Services:  Employee Benefits
Type:  alerts

Effective March 30, 2010, The Patient Protection and Affordable Care Act and the Health Care and Education Tax Credits Reconciliation Act of 2010, amended the Internal Revenue Code (IRC) to provide that medical reimbursements made to an employee are not taxable with respect to any child of the taxpayer through the end of the year in which the child turns 26.


Generally, if an employer provided health coverage to a person who is not a tax dependent (as defined by the IRS) of an employee, then the cost of that coverage was taxable to the employee as imputed income.


Since 2008, Massachusetts has required insured health plans to extend coverage to an employee’s children up to age 26 or two years following the loss of dependent status under the Internal Revenue Code, whichever occurs first. Connecticut and New York, among other states, have enacted similar laws requiring coverage of children who may not qualify as federal tax dependents. In some cases, this has required employers to cover children who are not “dependents” of an employee under federal tax law, and impute income to the employee.


Effective March 30, 2010, the Act amends the IRC to provide that medical reimbursements made to an employee are not taxable with respect to any child of the taxpayer through the end of the taxable year in which the child turns 26, whether or not that child is a “ tax dependent.”  A “child” is a son, daughter, stepson, stepdaughter, legally adopted child, or foster child placed with the parent by judgment or decree.
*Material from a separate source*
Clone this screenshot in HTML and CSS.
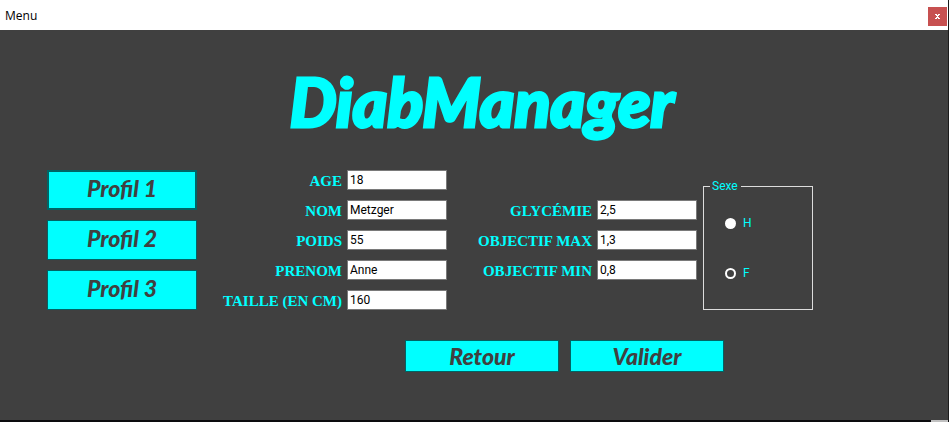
FILE: index.html
```html
<!DOCTYPE html>
<html lang="fr">
<head>
<meta charset="utf-8">
<title>Menu</title>
<link rel="stylesheet" href="styles.css">
</head>
<body>
<div class="window">
  <header class="titlebar">
    <span>Menu</span>
    <button class="close" type="button" aria-label="Fermer">
      <svg width="5" height="5" viewBox="0 0 5 5" shape-rendering="crispEdges"><path fill="#fff" d="M0 0h2v1h1v-1h2v1h-1v1h-1v1h1v1h1v1h-2v-1h-1v1h-2v-1h1v-1h1v-1h-1v-1h-1z"/></svg>
    </button>
  </header>
  <main>
    <h1>DiabManager</h1>
    <form>
      <div class="content">
        <nav class="profiles">
          <button class="btn focused" type="button">Profil 1</button>
          <button class="btn" type="button">Profil 2</button>
          <button class="btn" type="button">Profil 3</button>
        </nav>
        <div class="fields identity">
          <label for="age">AGE</label><input id="age" type="text" value="18">
          <label for="nom">NOM</label><input id="nom" type="text" value="Metzger">
          <label for="poids">POIDS</label><input id="poids" type="text" value="55">
          <label for="prenom">PRENOM</label><input id="prenom" type="text" value="Anne">
          <label for="taille">TAILLE (EN CM)</label><input id="taille" type="text" value="160">
        </div>
        <div class="fields goals">
          <label for="glycemie">GLYCÉMIE</label><input id="glycemie" type="text" value="2,5">
          <label for="max">OBJECTIF MAX</label><input id="max" type="text" value="1,3">
          <label for="min">OBJECTIF MIN</label><input id="min" type="text" value="0,8">
        </div>
        <fieldset>
          <legend>Sexe</legend>
          <label><input type="radio" name="sexe" value="H">H</label>
          <label><input type="radio" name="sexe" value="F" checked>F</label>
        </fieldset>
      </div>
      <div class="actions">
        <button class="btn" type="button">Retour</button>
        <button class="btn" type="button">Valider</button>
      </div>
    </form>
  </main>
</div>
<footer class="edge"></footer>
</body>
</html>
```
FILE: styles.css
```css
* { box-sizing: border-box; }
body {
  margin: 0;
  min-height: 100vh;
  display: flex;
  flex-direction: column;
  background: #404040;
  font-family: "Liberation Sans", Arial, sans-serif;
}
.window {
  flex: 1;
  border-right: 1px solid #1c1c1c;
}
.titlebar {
  display: flex;
  justify-content: space-between;
  align-items: center;
  height: 30px;
  padding: 0 1px 0 5px;
  background: #fff;
  color: #000;
  font: 12px "Open Sans", sans-serif;
}
.close {
  display: grid;
  place-items: center;
  width: 19px;
  height: 19px;
  margin-top: 3px;
  padding: 0;
  border: 0;
  background: #c75050;
}
h1 {
  margin: 0;
  padding: 32px 0 0 16px;
  height: 140px;
  color: #0ff;
  font: italic 900 66px/80px Lato, sans-serif;
  -webkit-text-stroke: 3px #0ff;
  text-align: center;
}
.content {
  display: flex;
  align-items: flex-start;
  padding-left: 47px;
}
.profiles {
  display: grid;
  gap: 10px;
}
.btn {
  width: 150px;
  height: 40px;
  padding: 0 0 4px;
  border: 1px solid #006464;
  background: #0ff;
  color: #404040;
  font: italic 900 23px/24px Lato, sans-serif;
}
.focused { border-width: 2px; }
.fields {
  display: grid;
  grid-template-columns: 1fr 100px;
  column-gap: 5px;
  row-gap: 10px;
}
.identity { width: 250px; }
.goals { width: 250px; margin-top: 30px; }
.fields label {
  color: #0ff;
  font: bold 15px/22px "Liberation Serif", serif;
  height: 20px;
  text-align: right;
  white-space: nowrap;
}
.fields input {
  width: 100%;
  height: 20px;
  padding: 0 2px;
  border: 1px solid #7a7a7a;
  background: #fff;
  color: #000;
  font: 12px Roboto, sans-serif;
}
fieldset {
  width: 110px;
  height: 131px;
  margin: 9px 0 0 6px;
  padding: 23px 0 0 21px;
  border: 1px solid #dcdcdc;
  color: #0ff;
  font: 12px/14px Roboto, sans-serif;
}
legend { margin-left: -15px; padding: 0 3px 0 2px; }
fieldset label {
  display: flex;
  align-items: center;
  gap: 7px;
  margin-bottom: 36px;
}
fieldset input {
  appearance: none;
  width: 11px;
  height: 11px;
  margin: 0;
  border-radius: 50%;
  background: #fff;
}
fieldset input:checked {
  border: 2px solid #fff;
  background: #404040;
}
.actions {
  display: flex;
  gap: 11px;
  padding: 30px 0 0 405px;
}
.actions .btn { width: 154px; height: 32px; padding: 0; }
.edge {
  height: 2px;
  background: linear-gradient(#c0c0c0, #c0c0c0) right 1px top / 17px 2px no-repeat #0c0c0e;
}
```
Practically, this means that Massachusetts employers no longer need to impute income with respect to children who have not attained age 27 by the end of a taxable year, even if those children do not meet the federal “dependent” definition.


Employers will need to continue to impute income with respect to certain other individuals who may be covered under a plan pursuant to state law or otherwise, but who are not “tax dependents” of the employee, such as same-sex spouses, domestic partners, or the children of either.


The IRC  will also need to be amended to ensure that premiums paid by the employer with respect to any child of the employee who as of the end of the taxable year has not attained age 27 are likewise not included in the employee’s income.